My column from this morning partially debunked this GOP nonsense about the allegedly intentional skew in polls to favor Obama. Here's a little more research on the subject.
I decided to go back and look at polls in previous election cycles. I started looking at some 2010 polls, where I happened across a Times poll from September that listed many of its results going back to 1992, as the Times periodically does. This was fascinating.
Go look at page 28 of this. As you will see, the Times asked poll respondents roughly every couple of months from 1992 until the September 2010 date of this poll whether they considered themselves to be a Democrat, a Republican, or an Independent.

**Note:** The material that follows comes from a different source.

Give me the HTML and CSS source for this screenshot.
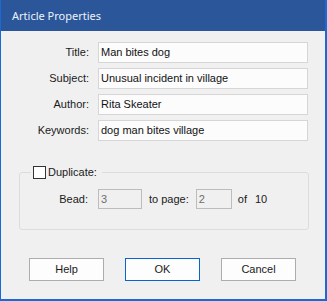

In 151 Times polls over the 18-year period, Democrat beat Republican 148 times. The average Democratic margin in those 151 polls is +7 (6.853, if you wanna get technical). So over nearly two decades of Times polls, the Democratic advantage is seven points.
That's one heck of a long conspiracy! Actually, it reflects how people feel about the two parties at a given moment, which is what the sampling numbers are telling us now. You can look at the history. Republican ID was nearest equal footing during Dubya's good days, notably at the beginning of the Iraq war. The first GOP advantage since they started asking this question appeared, bang, mid-April 2003, right around when the war was "won." Even then it was just by a point, 31-30. The three Republican advantages were one point, one point, and two points.
The biggest pro-Democratic bulge came in early 2009, when Obama was new and riding high. The spread hit 18 points twice then and was routinely double digits throughout 2009.
And so we circle back to today. Just as throughout those 18 years, a certain percentage of people tell pollsters they "consider themselves" to be A, B, or C depending in part upon the prevailing winds, so it is now. Fewer people are telling pollsters they consider themselves Republican now than even a month ago, having watched both conventions and that video tape. So far from being a conspiracy, these numbers just reflect degrees of warmth toward each party at any given moment.
I doubt that we'll equal 2008's Dem + 7 advantage, and I certainly don't think Obama is going to win Ohio by 10 points. But there will be some kind of Democratic advantage, in all likelihood. As these numbers show, there almost always has been.